Set the lines down again exactly, first line through the line that contains "type Side = 'up' | 'down';", with no pictures.
= = = = = = =
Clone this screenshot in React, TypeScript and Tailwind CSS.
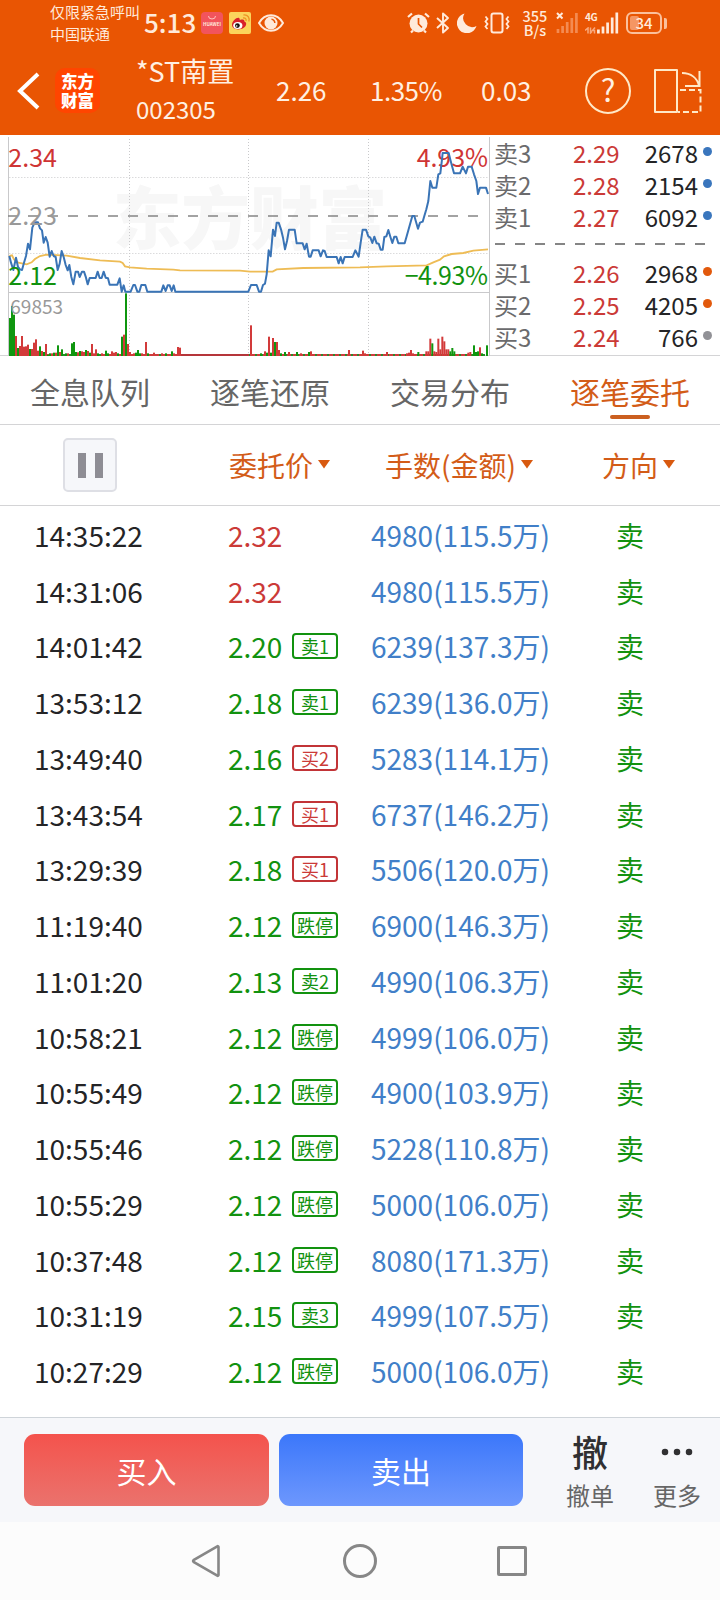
import type { ReactNode } from 'react';

type Side = 'up' | 'down';

const orders: { time: string; price: string; side: Side; tag?: string; tagSide?: Side; amount: string }[] = [
  { time: '14:35:22', price: '2.32', side: 'up', amount: '4980(115.5万)' },
  { time: '14:31:06', price: '2.32', side: 'up', amount: '4980(115.5万)' },
  { time: '14:01:42', price: '2.20', side: 'down', tag: '卖1', tagSide: 'down', amount: '6239(137.3万)' },
  { time: '13:53:12', price: '2.18', side: 'down', tag: '卖1', tagSide: 'down', amount: '6239(136.0万)' },
  { time: '13:49:40', price: '2.16', side: 'down', tag: '买2', tagSide: 'up', amount: '5283(114.1万)' },
  { time: '13:43:54', price: '2.17', side: 'down', tag: '买1', tagSide: 'up', amount: '6737(146.2万)' },
  { time: '13:29:39', price: '2.18', side: 'down', tag: '买1', tagSide: 'up', amount: '5506(120.0万)' },
  { time: '11:19:40', price: '2.12', side: 'down', tag: '跌停', tagSide: 'down', amount: '6900(146.3万)' },
  { time: '11:01:20', price: '2.13', side: 'down', tag: '卖2', tagSide: 'down', amount: '4990(106.3万)' },
  { time: '10:58:21', price: '2.12', side: 'down', tag: '跌停', tagSide: 'down', amount: '4999(106.0万)' },
  { time: '10:55:49', price: '2.12', side: 'down', tag: '跌停', tagSide: 'down', amount: '4900(103.9万)' },
  { time: '10:55:46', price: '2.12', side: 'down', tag: '跌停', tagSide: 'down', amount: '5228(110.8万)' },
  { time: '10:55:29', price: '2.12', side: 'down', tag: '跌停', tagSide: 'down', amount: '5000(106.0万)' },
  { time: '10:37:48', price: '2.12', side: 'down', tag: '跌停', tagSide: 'down', amount: '8080(171.3万)' },
  { time: '10:31:19', price: '2.15', side: 'down', tag: '卖3', tagSide: 'down', amount: '4999(107.5万)' },
  { time: '10:27:29', price: '2.12', side: 'down', tag: '跌停', tagSide: 'down', amount: '5000(106.0万)' },
];

const asks = [
  { label: '卖3', price: '2.29', volume: '2678', dot: 'bg-[#3a76bd]' },
  { label: '卖2', price: '2.28', volume: '2154', dot: 'bg-[#3a76bd]' },
  { label: '卖1', price: '2.27', volume: '6092', dot: 'bg-[#3a76bd]' },
];

const bids = [
  { label: '买1', price: '2.26', volume: '2968', dot: 'bg-[#e2590c]' },
  { label: '买2', price: '2.25', volume: '4205', dot: 'bg-[#e2590c]' },
  { label: '买3', price: '2.24', volume: '766', dot: 'bg-[#919196]' },
];

const tabs = ['全息队列', '逐笔还原', '交易分布', '逐笔委托'];

// Chart points are in thirds of a pixel
const pricePoints =
  '28,375 33,395 40,417 48,380 54,408 60,415 66,417 72,395 78,375 84,338 90,355 97,290 104,274 114,274 120,292 126,298 131,335 137,318 143,335 149,377 155,360 161,375 167,378 173,417 179,398 185,360 191,378 197,402 203,418 208,402 214,438 220,460 227,422 234,422 239,438 246,422 252,422 258,440 263,460 269,441 287,441 293,422 299,441 305,441 311,422 317,440 324,442 329,461 352,461 359,442 365,482 371,463 376,482 392,482 400,462 405,462 412,482 418,482 424,462 436,462 442,482 484,482 490,463 497,480 503,463 509,463 515,480 521,463 526,482 745,482 ' +
  '753,462 770,462 777,482 783,482 789,462 795,458 800,430 806,358 812,376 819,296 825,315 830,275 836,275 843,295 849,320 855,355 861,330 867,296 884,296 890,337 908,337 914,355 920,338 927,377 932,377 938,358 956,358 962,376 969,358 974,360 980,378 1010,378 1016,397 1022,378 1028,397 1034,378 1058,378 1066,358 1076,377 1082,335 1088,296 1098,296 1105,316 1111,320 1117,336 1123,317 1130,337 1136,338 1142,356 1148,356 1153,318 1159,316 1165,297 1171,317 1177,336 1183,317 1189,317 1195,337 1214,337 1220,316 1237,255 1243,255 1254,293 1260,275 1268,272 1273,255 1279,235 1285,210 1291,150 1297,170 1309,170 1315,130 1321,127 1326,85 1328,66 1346,66 1352,90 1362,127 1380,127 1388,107 1398,127 1404,107 1415,107 1422,130 1429,150 1434,189 1440,170 1458,170 1464,189';

const averagePoints =
  '28,375 36,373 42,385 55,395 80,400 95,394 105,384 120,375 140,371 200,374 240,381 300,388 360,392 368,396 375,406 390,409 440,413 520,416 540,418 720,419 750,422 818,422 830,415 910,411 1080,409 1160,406 1280,403 1300,394 1320,386 1332,376 1355,369 1390,366 1420,359 1464,355';

// x, height, colour of the minutes with notable volume
const volumes: [number, number, 'r' | 'g'][] = [
  [30, 114, 'g'], [36, 150, 'g'], [42, 124, 'g'], [48, 60, 'r'], [54, 24, 'g'], [60, 30, 'r'], [66, 60, 'r'], [72, 28, 'r'],
  [78, 29, 'r'], [84, 34, 'r'], [90, 21, 'g'], [96, 21, 'r'], [102, 40, 'r'], [108, 50, 'r'], [114, 16, 'r'], [120, 29, 'g'],
  [126, 15, 'r'], [132, 12, 'g'], [138, 36, 'r'], [144, 4, 'g'], [150, 8, 'g'], [156, 8, 'r'], [162, 10, 'g'], [168, 10, 'r'],
  [174, 32, 'g'], [180, 12, 'r'], [186, 20, 'g'], [198, 8, 'g'], [204, 8, 'r'], [216, 38, 'g'], [222, 42, 'g'], [228, 12, 'g'],
  [234, 11, 'r'], [240, 15, 'g'], [246, 14, 'r'], [252, 12, 'r'], [258, 18, 'g'], [264, 15, 'r'], [270, 10, 'g'], [276, 36, 'r'],
  [282, 8, 'r'], [288, 20, 'r'], [294, 8, 'g'], [306, 8, 'r'], [318, 16, 'g'], [324, 8, 'g'], [336, 14, 'r'], [342, 10, 'r'],
  [348, 12, 'r'], [354, 8, 'g'], [366, 58, 'g'], [372, 64, 'r'], [378, 188, 'g'], [384, 36, 'r'], [390, 12, 'r'], [402, 8, 'r'],
  [408, 10, 'g'], [414, 18, 'g'], [420, 8, 'g'], [426, 8, 'r'], [438, 42, 'r'], [444, 8, 'g'], [462, 10, 'r'], [486, 8, 'r'],
  [498, 8, 'g'], [516, 14, 'g'], [522, 8, 'r'], [534, 27, 'r'], [540, 25, 'r'], [753, 92, 'r'], [783, 8, 'g'], [795, 14, 'r'],
  [801, 10, 'g'], [807, 58, 'r'], [813, 10, 'g'], [819, 54, 'r'], [825, 42, 'g'], [831, 42, 'r'], [837, 18, 'r'], [843, 8, 'g'],
  [855, 12, 'g'], [867, 12, 'r'], [891, 12, 'g'], [903, 8, 'r'], [927, 12, 'g'], [933, 14, 'r'], [1047, 18, 'r'], [1089, 16, 'r'],
  [1095, 8, 'r'], [1161, 12, 'r'], [1221, 8, 'r'], [1227, 10, 'r'], [1233, 18, 'r'], [1239, 8, 'r'], [1255, 12, 'g'], [1279, 14, 'r'],
  [1285, 14, 'r'], [1291, 52, 'r'], [1297, 38, 'g'], [1303, 14, 'r'], [1309, 12, 'r'], [1315, 52, 'r'], [1321, 20, 'r'], [1327, 58, 'r'],
  [1333, 44, 'r'], [1339, 20, 'r'], [1345, 20, 'r'], [1351, 14, 'g'], [1357, 24, 'g'], [1363, 14, 'g'], [1405, 10, 'r'], [1411, 12, 'r'],
  [1422, 32, 'g'], [1428, 12, 'g'], [1434, 14, 'g'], [1440, 26, 'r'], [1446, 8, 'g'], [1461, 32, 'g'],
];

const baseTicks = Array.from({ length: 238 }, (_, i) => 30 + i * 6);

const Icon = ({ w, h, className, children }: { w: number; h: number; className?: string; children: ReactNode }) => (
  <svg width={w} height={h} viewBox={`0 0 ${w} ${h}`} fill="none" className={`block shrink-0 ${className ?? ''}`}>
    {children}
  </svg>
);

const StatusBar = () => (
  <div className="flex h-[46px] items-center text-[#ffeadb]">
    <div className="ml-[50px] w-[94px] whitespace-nowrap text-[15px] leading-[22px]">
      <div>仅限紧急呼叫</div>
      <div>中国联通</div>
    </div>
    <div className="w-[57px] pb-[2px] text-[26px] leading-8 font-medium">5:13</div>
    <div className="flex h-[22px] w-[22px] shrink-0 flex-col items-center rounded-[4px] bg-[#f2545c]">
      <Icon w={10} h={10}>
        <path d="M1.5 4a3.5 3 0 0 0 7 0" stroke="#ffc5c0" />
      </Icon>
      <span className="text-[4.5px] leading-[5px] font-bold">HUAWEI</span>
    </div>
    <Icon w={22} h={22} className="ml-[6px]">
      <rect width="22" height="22" rx="2" fill="#fbd45c" />
      <path d="M3 13c0-4 5-8 7-7 1.500.8.6 2 .6 2s5-2 4.800 1.500c3 1 2 5-1 6.500-5 3-11.400 1-11.400-3z" fill="#d9202a" />
      <ellipse cx="8.800" cy="13.400" rx="4.600" ry="3.500" fill="#fff" />
      <circle cx="8.400" cy="13.600" r="2.400" fill="#1a1410" />
      <circle cx="7.700" cy="14" r=".8" fill="#fff" />
      <path d="M14 6c2.500-.4 3.500 1 3 3M14.500 3c4.500-.5 6.500 3 5.300 6.500" stroke="#ef9324" strokeWidth="1.300" />
    </Icon>
    <Icon w={26} h={20} className="ml-[7px]">
      <path d="M1 10C7-.2 19-.2 25 10 19 20.200 7 20.200 1 10z" stroke="currentColor" strokeWidth="2" />
      <circle cx="13" cy="10" r="6.500" fill="currentColor" />
      <path d="M13.500 6.300a3.500 3.500 0 0 1 3.300 3.700" stroke="#e95503" strokeWidth="1.500" />
    </Icon>
    <Icon w={23} h={22} className="ml-[123px]">
      <circle cx="11.500" cy="11.500" r="9" fill="currentColor" />
      <path d="M1 5 5 1.500M22 5l-4-3.500M4 20.500l2-2M19 20.500l-2-2" stroke="currentColor" strokeWidth="2.200" />
      <path d="M11.500 6v6l3.500 3.500" stroke="#e95503" strokeWidth="1.700" />
    </Icon>
    <Icon w={14} h={22} className="ml-[6px]">
      <path d="m1 6 11 10-5 4.500v-19L12 6 1 16" stroke="currentColor" strokeWidth="1.900" strokeLinejoin="round" />
    </Icon>
    <Icon w={20} h={20} className="ml-[7px]">
      <path d="M7.500.5a10 10 0 1 0 12 12.500A9 9 0 0 1 7.500.5z" fill="currentColor" />
    </Icon>
    <Icon w={26} h={22} className="ml-[7px]">
      <rect x="7.500" y="1.500" width="11" height="19" rx="2" stroke="currentColor" strokeWidth="2" />
      <path d="M1.500 4.500 3.500 7l-2 2.500 2 2.500-2 2.500 2 2.500M24.500 4.500l-2 2.500 2 2.500-2 2.500 2 2.500-2 2.500" stroke="currentColor" strokeWidth="1.800" />
    </Icon>
    <div className="ml-[11px] w-[28px] text-center text-[14.5px] leading-[14px] font-medium">
      <div>355</div>
      <div>B/s</div>
    </div>
    <Icon w={22} h={22} className="ml-[7px]">
      <path d="m1 1 5.500 5.500M6.500 1 1 6.500" stroke="currentColor" strokeWidth="2" />
      <path d="M2 21v-4M6.600 21v-7M11.200 21V10M15.800 21V6M20.400 21V1" stroke="#f48b52" strokeWidth="2.700" />
    </Icon>
    <div className="ml-[7px] flex h-[22px] items-end">
      <div className="flex h-[22px] w-[12px] flex-col justify-between">
        <span className="text-[10px] leading-[10px] font-bold tracking-[-0.5px]">4G</span>
        <Icon w={11} h={7}>
          <path d="M0 3.500 3 1v5.500M5.500.5V6l1.500-1.500M10 .5 7.500 3.500h2v3" stroke="#f9a87c" strokeWidth="1.500" />
        </Icon>
      </div>
      <Icon w={22} h={22}>
        <path d="M1.400 21.500v-4M6 21.500v-7M10.600 21.500v-11M15.200 21.500v-16M19.800 21.500v-21" stroke="currentColor" strokeWidth="2.700" />
      </Icon>
    </div>
    <div className="ml-[7px] flex items-center">
      <div className="relative flex h-[22px] w-[36px] items-center justify-center overflow-hidden rounded-[6px] border-2 border-[#fbc09c]">
        <div className="absolute top-[2px] bottom-[2px] left-[2px] w-[9px] rounded-[2px] bg-[#f59663]" />
        <span className="relative text-[15px] leading-[18px] font-medium">34</span>
      </div>
      <div className="ml-[2px] h-[11px] w-[3px] rounded-r-[2px] bg-[#fbc09c]" />
    </div>
  </div>
);

const Header = () => (
  <div className="flex h-[89px] items-center text-[26px] leading-8 text-[#fff0e2]">
    <Icon w={24} h={38} className="ml-[17px]">
      <path d="M21 2 3 19l18 17" stroke="#fff" strokeWidth="4" />
    </Icon>
    <div className="ml-[14px] flex h-[45px] w-[45px] flex-col items-center justify-center rounded-[10px] bg-[#ff4500] text-[16.5px] leading-[19px] font-black text-white">
      <div>东方</div>
      <div>财富</div>
    </div>
    <div className="ml-[36px] w-[140px] pb-[2px] whitespace-nowrap">
      <div className="h-[38px] text-[27px] leading-[34px]">*ST南置</div>
      <div className="h-[34px] text-[24px] leading-[34px]">002305</div>
    </div>
    <div className="w-[94px] pb-[2px]">2.26</div>
    <div className="w-[111px] pb-[2px] tracking-[-0.5px]">1.35%</div>
    <div className="w-[104px] pb-[2px]">0.03</div>
    <div className="flex h-[46px] w-[46px] shrink-0 items-center justify-center rounded-full border-2 border-[#ffe9c8] pb-[3px] text-[31px]">
      ?
    </div>
    <Icon w={50} h={46} className="ml-[22px]">
      <path d="M2 2h22v42H2z" stroke="#ffe9c8" strokeWidth="2" strokeLinejoin="round" />
      <path d="M27 22h20.500v22H25" stroke="#ffe9c8" strokeWidth="2" strokeDasharray="6 3" />
      <path d="M29 5c9 0 15 5 17 12.500M46.500 3v15H32" stroke="#ffe9c8" strokeWidth="2" />
    </Icon>
  </div>
);

const PriceChart = () => (
  <svg width="490" height="220" viewBox="0 15 1470 660" className="block shrink-0" fontSize="75">
    <text x="338" y="338" fontSize="206" fontWeight="900" fill="#f7f7f7">
      东方财富
    </text>
    <g stroke="#c9c9cb" strokeWidth="3" fill="none">
      <path d="M25.500 18v660M25 484.500h1444M1468.500 18v660" />
      <path d="M388.500 24v652M745.500 24v652M1105.500 24v652M28 139.500h1438M28 367.500h1438" strokeDasharray="3 6" />
    </g>
    <path d="M24 255h1440" stroke="#858585" strokeWidth="5" strokeDasharray="30 30" />
    <polyline points={averagePoints} fill="none" stroke="#eebc55" strokeWidth="5.500" />
    <g>
      {baseTicks.map((x, i) => (
        <rect key={x} x={x - 3} y="669" width="6" height="6" fill={x > 540 && x < 750 ? '#b5353a' : i % 3 ? '#ce3c3c' : '#2a8a2a'} />
      ))}
      {volumes.map(([x, h, c]) => (
        <rect key={x} x={x - 3} y={675 - h} width="6" height={h} fill={c === 'r' ? '#d23a3a' : '#0f960f'} />
      ))}
    </g>
    <text x="1250" y="107" fill="#cf3434" textLength="214">
      4.93%
    </text>
    <polyline points={pricePoints} fill="none" stroke="#3a74b6" strokeWidth="6" strokeLinejoin="round" />
    <text x="25" y="107" fill="#cf3434">
      2.34
    </text>
    <text x="25" y="283" fill="#999">
      2.23
    </text>
    <text x="25" y="463" fill="#12920f">
      2.12
    </text>
    <text x="1214" y="463" fill="#12920f" textLength="250">
      −4.93%
    </text>
    <text x="31" y="550" fontSize="57" fill="#999">
      69853
    </text>
  </svg>
);

const BookRow = ({ label, price, volume, dot }: (typeof asks)[number]) => (
  <div className="flex h-8 items-center pl-[4px] text-[24px] leading-7">
    <div className="w-[79px] text-[#6b6b6d]">{label}</div>
    <div className="w-[60px] text-[#cb3a37]">{price}</div>
    <div className="w-[65px] text-right text-[#242426]">{volume}</div>
    <div className={`mb-[3px] ml-[5px] h-[9px] w-[9px] rounded-full ${dot}`} />
  </div>
);

const OrderBook = () => (
  <div className="flex-1 pt-[1px]">
    {asks.map((row) => (
      <BookRow key={row.label} {...row} />
    ))}
    <Icon w={230} h={24}>
      <path d="M5 11h214" stroke="#858585" strokeWidth="2" strokeDasharray="10 10" />
    </Icon>
    {bids.map((row) => (
      <BookRow key={row.label} {...row} />
    ))}
  </div>
);

const SortLabel = ({ children }: { children: ReactNode }) => (
  <div className="flex items-center whitespace-nowrap">
    {children}
    <Icon w={12} h={9} className="ml-[5px] mb-[1px]">
      <path d="M0 0h12L6 8.500z" fill="#d8590f" />
    </Icon>
  </div>
);

const Table = () => (
  <>
    <div className="grid h-[81px] grid-cols-[229px_156px_217px_1fr] items-center border-b border-[#d4d4d6] text-[28px] leading-9 text-[#d35c18]">
      <div className="ml-[63px] flex h-[54px] w-[54px] items-center justify-center gap-[9px] rounded-[5px] border-2 border-[#dedfe5] bg-[#f6f7fa]">
        <div className="h-[25px] w-[8px] bg-[#8e8d94]" />
        <div className="h-[25px] w-[8px] bg-[#8e8d94]" />
      </div>
      <SortLabel>委托价</SortLabel>
      <SortLabel>手数(金额)</SortLabel>
      <SortLabel>方向</SortLabel>
    </div>
    <div className="h-[911px] pt-[1px] text-[28px] leading-9">
      {orders.map((o) => (
        <div key={o.time} className="grid h-[55.750px] grid-cols-[228px_143px_245px_1fr] items-center">
          <div className="pl-[34px] text-[#242426]">{o.time}</div>
          <div className="flex items-center">
            <span className={`w-[64px] ${o.side === 'up' ? 'text-[#cb3a37]' : 'text-[#12920f]'}`}>{o.price}</span>
            {o.tag && (
              <span
                className={`flex h-[26px] w-[46px] items-center justify-center rounded-[4px] border-2 text-[18px] leading-5 ${
                  o.tagSide === 'up' ? 'border-[#c23437] text-[#cb3a37]' : 'border-[#12920f] text-[#12920f]'
                }`}
              >
                {o.tag}
              </span>
            )}
          </div>
          <div className="text-[#417fc8]">{o.amount}</div>
          <div className="text-[#12920f]">卖</div>
        </div>
      ))}
    </div>
  </>
);

const BottomBar = () => (
  <div className="flex h-[105px] items-start border-t border-[#cfd4d9] bg-[#f6f7fa] pt-4 pl-6">
    <div className="flex h-[72px] w-[245px] items-center justify-center rounded-[11px] bg-linear-to-b from-[#f4524c] to-[#ea726d] text-[30px] text-white">
      买入
    </div>
    <div className="ml-[10px] flex h-[72px] w-[244px] items-center justify-center rounded-[11px] bg-linear-to-b from-[#3b77fa] to-[#6d97fd] text-[30px] text-white">
      卖出
    </div>
    <div className="ml-[31px] flex w-[72px] flex-col items-center">
      <div className="h-[44px] text-[36px] leading-[34px] font-medium text-[#303032]">撤</div>
      <div className="text-[24px] leading-[34px] text-[#666]">撤单</div>
    </div>
    <div className="ml-[15px] flex w-[72px] flex-col items-center">
      <Icon w={32} h={44}>
        <path d="M4 18h.01M16 18h.01M28 18h.01" stroke="#303032" strokeWidth="6.500" strokeLinecap="round" />
      </Icon>
      <div className="text-[24px] leading-[34px] text-[#666]">更多</div>
    </div>
  </div>
);

export default function App() {
  return (
    <div className="h-[1600px] w-[720px] overflow-hidden bg-white font-['Noto_Sans_CJK_SC',sans-serif]">
      <div className="bg-[#e95503]">
        <StatusBar />
        <Header />
      </div>

      <div className="flex h-[221px] border-b border-[#d4d4d6] pt-px">
        <PriceChart />
        <OrderBook />
      </div>

      <div className="grid h-[69px] grid-cols-4 border-b border-[#d4d4d6]">
        {tabs.map((tab, i) => (
          <div
            key={tab}
            className={`flex flex-col items-center pt-[15px] text-[30px] leading-[40px] ${i === 3 ? 'text-[#d35c18]' : 'text-[#666]'}`}
          >
            {tab}
            {i === 3 && <div className="mt-[4px] h-[4px] w-[40px] rounded-full bg-[#cb5f1f]" />}
          </div>
        ))}
      </div>

      <Table />
      <BottomBar />

      <div className="flex h-[78px] items-center bg-[#fcfcfc]">
        <Icon w={30} h={34} className="ml-[191px]">
          <path d="M27.500 3v28a.8.8 0 0 1-1.200.7L2.500 17.800a1 1 0 0 1 0-1.600L26.300 2.300a.8.8 0 0 1 1.200.7z" stroke="#878787" strokeWidth="2.600" />
        </Icon>
        <div className="ml-[122px] h-[34px] w-[34px] rounded-full border-[3px] border-[#878787]" />
        <div className="ml-[120px] h-[30px] w-[30px] rounded-[2px] border-[3px] border-[#878787]" />
      </div>
    </div>
  );
}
= = = = = = =
*Worked answer:*
Clone this screenshot in React, TypeScript and Tailwind CSS.
import type { ReactNode } from 'react';

type Side = 'up' | 'down';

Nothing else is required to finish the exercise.